* Begin *

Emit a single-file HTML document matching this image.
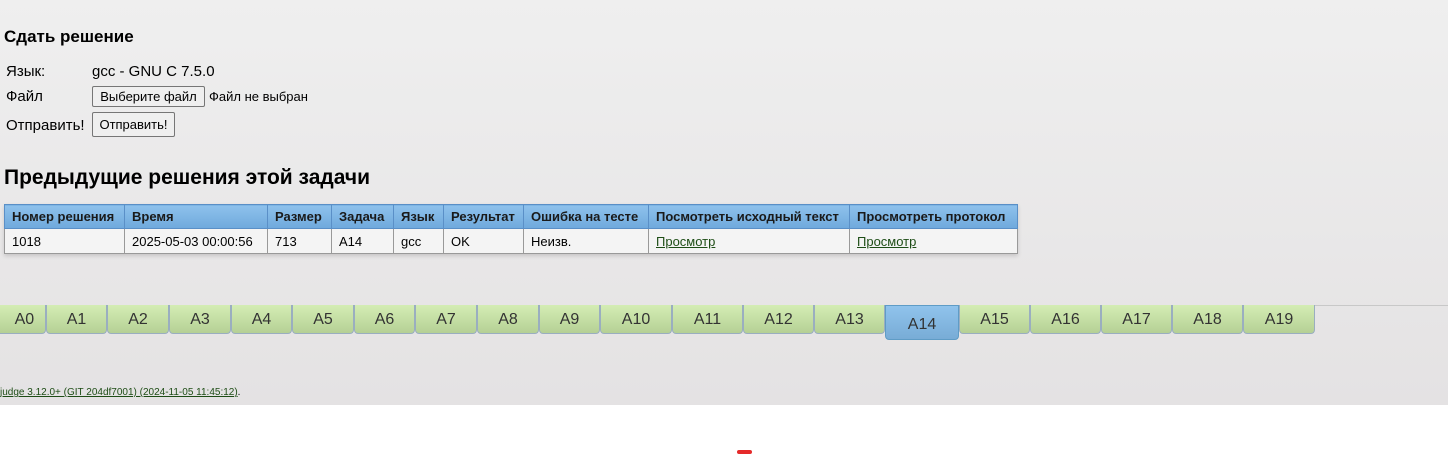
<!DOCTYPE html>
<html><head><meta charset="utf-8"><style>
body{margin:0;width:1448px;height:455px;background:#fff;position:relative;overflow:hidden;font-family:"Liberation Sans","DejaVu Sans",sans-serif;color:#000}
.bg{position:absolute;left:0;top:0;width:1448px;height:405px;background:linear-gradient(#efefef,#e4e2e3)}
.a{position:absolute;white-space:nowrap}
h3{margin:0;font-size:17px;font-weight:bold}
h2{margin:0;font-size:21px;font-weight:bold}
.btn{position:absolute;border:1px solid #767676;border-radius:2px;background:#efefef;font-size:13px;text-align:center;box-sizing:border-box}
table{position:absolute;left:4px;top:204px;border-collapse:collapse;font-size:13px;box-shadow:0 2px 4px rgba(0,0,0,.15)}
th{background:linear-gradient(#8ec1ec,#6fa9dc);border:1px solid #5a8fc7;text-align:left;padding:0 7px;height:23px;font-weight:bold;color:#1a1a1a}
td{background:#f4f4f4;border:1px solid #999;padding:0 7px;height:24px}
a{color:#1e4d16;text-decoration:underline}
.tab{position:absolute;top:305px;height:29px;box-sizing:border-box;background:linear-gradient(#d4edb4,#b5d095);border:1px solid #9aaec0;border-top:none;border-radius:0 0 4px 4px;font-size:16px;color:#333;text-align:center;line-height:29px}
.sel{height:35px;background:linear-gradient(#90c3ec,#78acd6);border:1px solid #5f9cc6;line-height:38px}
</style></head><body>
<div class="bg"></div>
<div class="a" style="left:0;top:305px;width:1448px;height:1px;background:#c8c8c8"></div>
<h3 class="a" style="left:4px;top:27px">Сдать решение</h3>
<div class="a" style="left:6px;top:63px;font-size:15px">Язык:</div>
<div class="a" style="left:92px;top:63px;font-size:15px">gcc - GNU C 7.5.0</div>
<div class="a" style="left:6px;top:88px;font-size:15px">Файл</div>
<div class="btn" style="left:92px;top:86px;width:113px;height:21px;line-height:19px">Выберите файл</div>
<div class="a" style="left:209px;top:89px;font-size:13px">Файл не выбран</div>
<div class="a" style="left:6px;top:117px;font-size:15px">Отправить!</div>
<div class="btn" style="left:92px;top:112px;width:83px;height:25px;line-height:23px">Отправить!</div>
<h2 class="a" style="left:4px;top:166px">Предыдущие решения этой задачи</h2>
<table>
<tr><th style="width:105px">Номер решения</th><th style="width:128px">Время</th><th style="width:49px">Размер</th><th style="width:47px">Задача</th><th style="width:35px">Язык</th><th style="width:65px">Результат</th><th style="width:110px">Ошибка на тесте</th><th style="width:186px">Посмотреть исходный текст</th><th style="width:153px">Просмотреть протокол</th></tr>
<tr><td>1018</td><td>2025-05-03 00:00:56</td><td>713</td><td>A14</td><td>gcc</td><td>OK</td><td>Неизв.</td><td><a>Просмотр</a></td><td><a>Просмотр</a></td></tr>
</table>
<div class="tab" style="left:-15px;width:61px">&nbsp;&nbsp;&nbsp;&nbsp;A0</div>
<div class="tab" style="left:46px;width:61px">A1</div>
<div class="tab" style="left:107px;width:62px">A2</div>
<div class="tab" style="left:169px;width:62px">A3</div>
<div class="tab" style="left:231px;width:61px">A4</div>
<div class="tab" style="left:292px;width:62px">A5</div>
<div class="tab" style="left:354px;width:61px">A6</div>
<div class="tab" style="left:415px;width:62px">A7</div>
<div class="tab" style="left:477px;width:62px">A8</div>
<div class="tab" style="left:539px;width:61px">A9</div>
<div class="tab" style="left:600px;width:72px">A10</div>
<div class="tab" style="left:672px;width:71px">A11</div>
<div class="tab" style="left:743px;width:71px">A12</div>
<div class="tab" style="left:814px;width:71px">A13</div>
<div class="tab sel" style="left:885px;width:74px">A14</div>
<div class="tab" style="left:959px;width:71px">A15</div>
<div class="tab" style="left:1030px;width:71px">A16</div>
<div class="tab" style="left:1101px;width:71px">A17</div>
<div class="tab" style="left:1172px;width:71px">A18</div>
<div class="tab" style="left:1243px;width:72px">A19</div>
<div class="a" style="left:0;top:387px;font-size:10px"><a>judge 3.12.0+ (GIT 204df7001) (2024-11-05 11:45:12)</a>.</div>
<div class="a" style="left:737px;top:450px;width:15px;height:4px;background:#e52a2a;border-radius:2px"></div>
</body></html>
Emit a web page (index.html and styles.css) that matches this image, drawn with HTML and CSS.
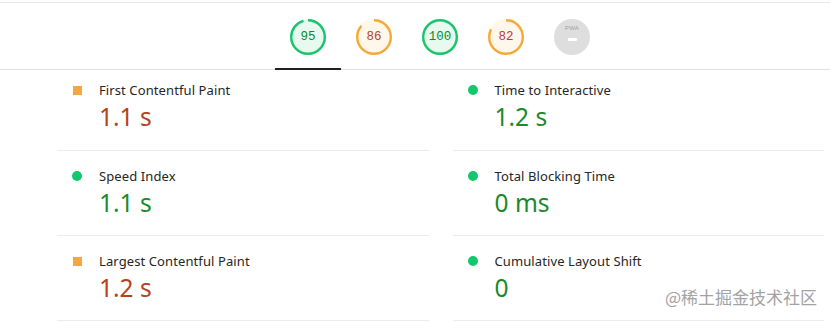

* End *

# The exercise
Extract every line of the data exactly; pictures stay out.

# Response below
Emit a single-file HTML document matching this image.
<!DOCTYPE html>
<html><head><meta charset="utf-8"><style>
body{margin:0;width:1448px;height:455px;background:#fff;position:relative;overflow:hidden;font-family:"Liberation Sans","DejaVu Sans",sans-serif;color:#000}
.bg{position:absolute;left:0;top:0;width:1448px;height:405px;background:linear-gradient(#efefef,#e4e2e3)}
.a{position:absolute;white-space:nowrap}
h3{margin:0;font-size:17px;font-weight:bold}
h2{margin:0;font-size:21px;font-weight:bold}
.btn{position:absolute;border:1px solid #767676;border-radius:2px;background:#efefef;font-size:13px;text-align:center;box-sizing:border-box}
table{position:absolute;left:4px;top:204px;border-collapse:collapse;font-size:13px;box-shadow:0 2px 4px rgba(0,0,0,.15)}
th{background:linear-gradient(#8ec1ec,#6fa9dc);border:1px solid #5a8fc7;text-align:left;padding:0 7px;height:23px;font-weight:bold;color:#1a1a1a}
td{background:#f4f4f4;border:1px solid #999;padding:0 7px;height:24px}
a{color:#1e4d16;text-decoration:underline}
.tab{position:absolute;top:305px;height:29px;box-sizing:border-box;background:linear-gradient(#d4edb4,#b5d095);border:1px solid #9aaec0;border-top:none;border-radius:0 0 4px 4px;font-size:16px;color:#333;text-align:center;line-height:29px}
.sel{height:35px;background:linear-gradient(#90c3ec,#78acd6);border:1px solid #5f9cc6;line-height:38px}
</style></head><body>
<div class="bg"></div>
<div class="a" style="left:0;top:305px;width:1448px;height:1px;background:#c8c8c8"></div>
<h3 class="a" style="left:4px;top:27px">Сдать решение</h3>
<div class="a" style="left:6px;top:63px;font-size:15px">Язык:</div>
<div class="a" style="left:92px;top:63px;font-size:15px">gcc - GNU C 7.5.0</div>
<div class="a" style="left:6px;top:88px;font-size:15px">Файл</div>
<div class="btn" style="left:92px;top:86px;width:113px;height:21px;line-height:19px">Выберите файл</div>
<div class="a" style="left:209px;top:89px;font-size:13px">Файл не выбран</div>
<div class="a" style="left:6px;top:117px;font-size:15px">Отправить!</div>
<div class="btn" style="left:92px;top:112px;width:83px;height:25px;line-height:23px">Отправить!</div>
<h2 class="a" style="left:4px;top:166px">Предыдущие решения этой задачи</h2>
<table>
<tr><th style="width:105px">Номер решения</th><th style="width:128px">Время</th><th style="width:49px">Размер</th><th style="width:47px">Задача</th><th style="width:35px">Язык</th><th style="width:65px">Результат</th><th style="width:110px">Ошибка на тесте</th><th style="width:186px">Посмотреть исходный текст</th><th style="width:153px">Просмотреть протокол</th></tr>
<tr><td>1018</td><td>2025-05-03 00:00:56</td><td>713</td><td>A14</td><td>gcc</td><td>OK</td><td>Неизв.</td><td><a>Просмотр</a></td><td><a>Просмотр</a></td></tr>
</table>
<div class="tab" style="left:-15px;width:61px">&nbsp;&nbsp;&nbsp;&nbsp;A0</div>
<div class="tab" style="left:46px;width:61px">A1</div>
<div class="tab" style="left:107px;width:62px">A2</div>
<div class="tab" style="left:169px;width:62px">A3</div>
<div class="tab" style="left:231px;width:61px">A4</div>
<div class="tab" style="left:292px;width:62px">A5</div>
<div class="tab" style="left:354px;width:61px">A6</div>
<div class="tab" style="left:415px;width:62px">A7</div>
<div class="tab" style="left:477px;width:62px">A8</div>
<div class="tab" style="left:539px;width:61px">A9</div>
<div class="tab" style="left:600px;width:72px">A10</div>
<div class="tab" style="left:672px;width:71px">A11</div>
<div class="tab" style="left:743px;width:71px">A12</div>
<div class="tab" style="left:814px;width:71px">A13</div>
<div class="tab sel" style="left:885px;width:74px">A14</div>
<div class="tab" style="left:959px;width:71px">A15</div>
<div class="tab" style="left:1030px;width:71px">A16</div>
<div class="tab" style="left:1101px;width:71px">A17</div>
<div class="tab" style="left:1172px;width:71px">A18</div>
<div class="tab" style="left:1243px;width:72px">A19</div>
<div class="a" style="left:0;top:387px;font-size:10px"><a>judge 3.12.0+ (GIT 204df7001) (2024-11-05 11:45:12)</a>.</div>
<div class="a" style="left:737px;top:450px;width:15px;height:4px;background:#e52a2a;border-radius:2px"></div>
</body></html>
Emit a web page (index.html and styles.css) that matches this image, drawn with HTML and CSS.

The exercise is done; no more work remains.